For its part, NASCAR remained comfortably out of the debate for a time. On Monday, however, the sanctioning body released a written statement saying, “Sports are a unifying influence in our society, bringing people of differing backgrounds and beliefs together. Our respect for the national anthem has always been a hallmark of our pre-race events. Thanks to the sacrifices of many, we live in a country of unparalleled freedoms and countless liberties, including the right to peacefully express one’s opinion.”
In this writer’s personal opinion, you’re either in favor of free speech, or you’re not. The right to speak one’s mind is easy to defend when we’re talking about apple pie, the Boy Scouts and loving your mama. But when the American Nazi Party decides to march down Main Street in Skokie, Illinois, that’s when we find out who reallybelieves in free speech.
No kneelers in NASCAR
Simply put, the free speech most worth defending is the speech you disagree with most. People have the right to say things their neighbors disagree with. It is one of the basic tenets upon which this country was founded, and it is absolutely worth defending.
It would be easy – and incredibly convenient – if every NASCAR fan felt the same way about every issue. It would also be unbelievably boring. But until that happens (and it never will) we must be willing to allow people to say what they think, even when we don’t necessarily agree.
NASCAR crew member Johnny Jackstand has a constitutionally guaranteed right to take a knee during the national anthem at this weekend’s NASCAR race. That right does not, however, preclude him from suffering the potentially negative consequences of those actions.
If Johnny Jackstand turns wrenches for Richard Childress Racing or Richard Petty Motorsports, the decision not to stand and honor the flag during the national anthem could cost him his job. After all, team owners have a right to their opinion, too.
Johnny expresses his views, R.C. and the King express theirs.
God Bless America.

NASCAR fans would do well to heed the advice of RPM majority owner Andrew Murstein, who said Petty, Childress and some of their fellow owners “are all proud Americans who have lived through world wars and turbulent times. While I respect their thoughts and personally I think it’s wrong to kneel, I wouldn’t fire someone for expressing their feelings. I would sit them down and say, ‘It’s the wrong thing to do that” and (that) many people, including myself, view it as an affront to our great country.

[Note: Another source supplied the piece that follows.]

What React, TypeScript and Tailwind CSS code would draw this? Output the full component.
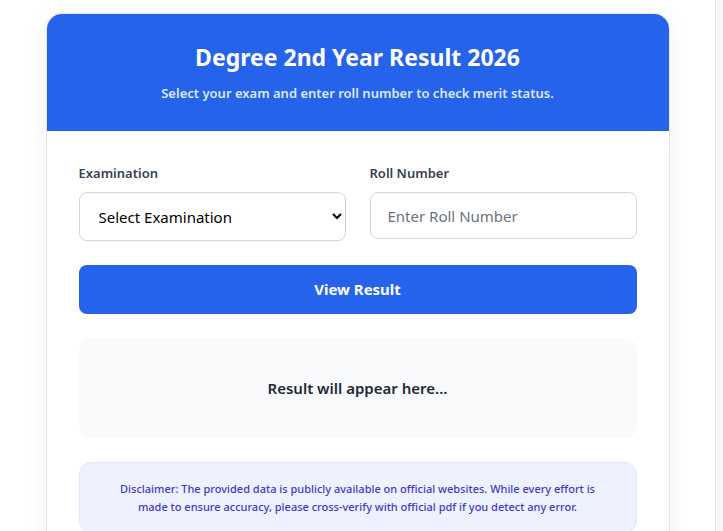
import { useState } from "react";

export default function App() {
  const [exam, setExam] = useState("");
  const [roll, setRoll] = useState("");

  return (
    <div className="flex min-h-[531px] bg-white font-['Noto_Sans',sans-serif]">
      <main className="flex-1 flex justify-center pt-[13px]">
        <div className="w-[624px] self-start rounded-2xl border border-[#e5e7eb] bg-white shadow-[0_4px_24px_rgba(0,0,0,0.06)] overflow-hidden">
          {/* Header */}
          <div className="bg-[#2563eb] h-[117px] flex flex-col items-center pt-[28px] text-center">
            <h1 className="text-[23px] leading-[30px] font-bold text-white">Degree 2nd Year Result 2026</h1>
            <p className="mt-[12px] text-[13px] leading-[18px] font-semibold text-[#dbeafe]">
              Select your exam and enter roll number to check merit status.
            </p>
          </div>

          {/* Form */}
          <div className="px-8 pt-[32px] pb-8 flex flex-col gap-6">
            <div className="grid grid-cols-2 gap-6">
              <div className="flex flex-col">
                <label className="text-[13px] leading-[20px] font-semibold text-[#374151] mb-[9px]">Examination</label>
                <select
                  value={exam}
                  onChange={(e) => setExam(e.target.value)}
                  className="h-[49px] rounded-lg border border-[#d1d5db] bg-white pl-[15px] pr-2 text-[15px] text-black outline-none"
                >
                  <option value="">Select Examination</option>
                  <option value="ba">B.A. 2nd Year</option>
                  <option value="bsc">B.Sc. 2nd Year</option>
                  <option value="bcom">B.Com. 2nd Year</option>
                </select>
              </div>
              <div className="flex flex-col">
                <label className="text-[13px] leading-[20px] font-semibold text-[#374151] mb-[9px]">Roll Number</label>
                <input
                  value={roll}
                  onChange={(e) => setRoll(e.target.value)}
                  placeholder="Enter Roll Number"
                  className="h-[47px] rounded-lg border border-[#d1d5db] bg-white px-[17px] text-[15px] text-black placeholder:text-[#6b7280] outline-none"
                />
              </div>
            </div>

            <button className="h-[49px] rounded-lg bg-[#2563eb] text-[15px] font-bold text-white">
              View Result
            </button>

            <div className="h-[100px] rounded-xl bg-[#f9fafb] flex items-center justify-center">
              <span className="text-[15px] font-semibold text-[#1f2937]">Result will appear here...</span>
            </div>

            <div className="rounded-xl border border-[#e0e7ff] bg-[#eef2ff] px-[36px] pt-[17px] pb-4 text-center">
              <p className="text-[11px] leading-[18px] font-medium text-[#4338ca]">
                Disclaimer: The provided data is publicly available on official websites. While every effort is
                made to ensure accuracy, please cross-verify with official pdf if you detect any error.
              </p>
            </div>
          </div>
        </div>
      </main>
      <aside className="w-[8px] shrink-0 border-l border-[#e5e5e5] bg-[#f7f7f7]" />
    </div>
  );
}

“If there is disenchantment toward the President or a few bad law enforcement officers, don’t have it cross over to all that is still good and right about our country,” said Murstein. “The flag isn’t a flag of a few people; it stands for all of America. Yes, there are problems here — but they are nothing close to the problems in North Korea or other parts of the world. We must come together as Americans and respect everyone and everything — especially our flag, which is a symbol of the United States, the greatest country in the world.
At the end of the day, no one can presume to speak for all of NASCAR. Last week’s statement from the sanctioning body was not attributed to any individual. Not Chairman/CEO Brian France, not President Brent Dewar, no one.
NASCAR is a massive community of individuals; officials, team owners, drivers, crewmembers and fans. No one can possibly presume to speak for each and every one of those people. We are far too diverse to be pigeonholed into a singular opinion, no matter how popular
With all its bluster and bombast, the current free speech debate threatens to lose track of its original point. Many of the loudest voices debating the issue today have no memory of the issues that created it, and that’s probably okay. At this point, the righteousness of Kaepernick’s cause has become irrelevant. He – like the rest of us — has the right to speak and protest on any topic he sees fit; right or wrong.

That is, after all, the American Way.